Agent Role A Confusion Matrix:
          Predicted
          Task  Not Task
Actual Task    40      5
       Not Task 10     45

- TP = 40 (Agent A correctly did its tasks)
- FN = 5  (Agent A missed some tasks)
- FP = 10 (Agent A wrongly did tasks not for it)
- TN = 45 (Agent A correctly ignored other tasks)
    
Precision vs Recall tradeoff with concrete examples

Imagine Agent B is specialized in spotting errors. If Agent B has high precision, it means when it flags an error, it is usually right. This avoids wasting time fixing things that are not errors. But if recall is low, Agent B misses many real errors, which is bad.

On the other hand, if Agent B has high recall, it finds almost all errors but may also flag many false errors (low precision). This wastes effort but catches more problems.

So, depending on the role, we balance precision and recall. For error detection, high recall is often more important to avoid missing issues. For a role that approves tasks, high precision is key to avoid wrong approvals.

What "good" vs "bad" metric values look like for this use case

Good metrics:

  • High task success rate (above 90%) for each agent role
  • Precision and recall both above 85%, showing balanced specialization
  • Low false positives and false negatives in confusion matrices
  • High collaboration efficiency, meaning agents share info well

Bad metrics:

  • Low task success rate (below 70%) indicating poor specialization
  • Very high precision but very low recall, or vice versa, showing imbalance
  • Many false positives or false negatives, causing errors or missed tasks
  • Poor collaboration metrics, agents working alone or conflicting
Metrics pitfalls
  • Ignoring role differences: Combining all agents' results hides if some roles fail.
  • Overfitting specialization: Agents may do well on training tasks but fail new ones.
  • Data leakage: Agents sharing info they shouldn't can inflate metrics falsely.
  • Accuracy paradox: High overall accuracy can hide poor performance on rare but important tasks.
  • Ignoring collaboration: Measuring agents alone misses how well they work together.
Self-check question

Your multi-agent system has 98% overall accuracy but Agent C has only 12% recall on its critical task. Is this good for production? Why or why not?
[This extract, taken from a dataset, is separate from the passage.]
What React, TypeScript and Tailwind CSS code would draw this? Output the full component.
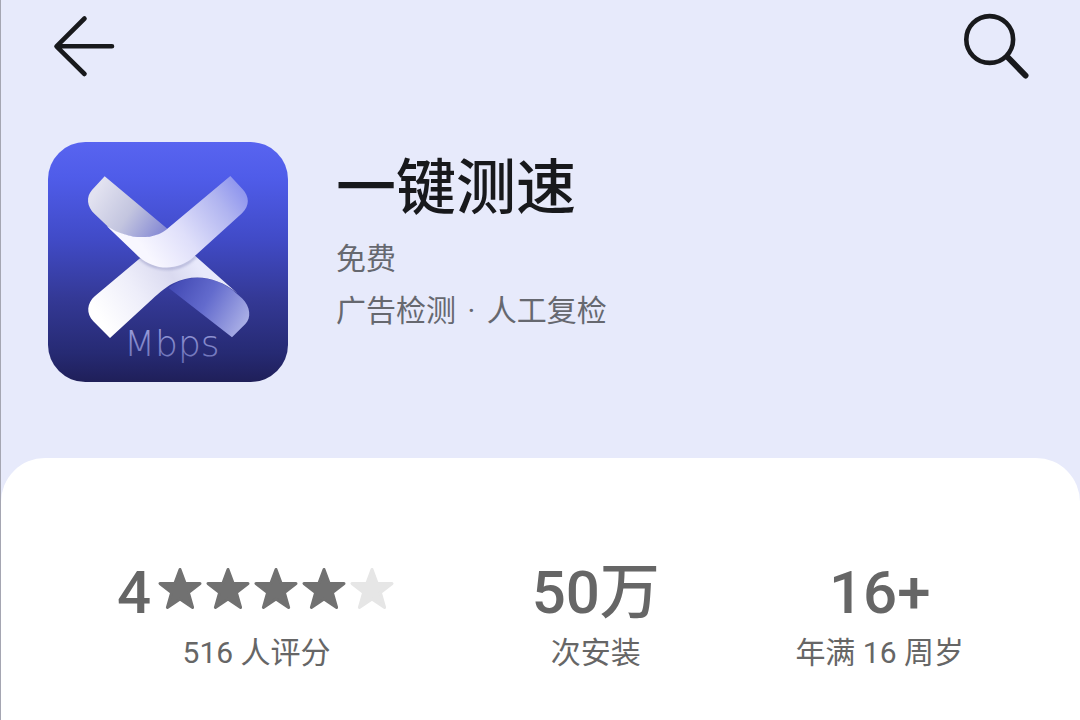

Answer: No, it is not good. Even though overall accuracy is high, Agent C misses 88% of its important tasks (low recall). This means many critical tasks are not done, which can cause failures. You need to improve Agent C's recall before production.

Key Result
For agent roles and specialization, balanced precision and recall per role plus high collaboration efficiency show good performance.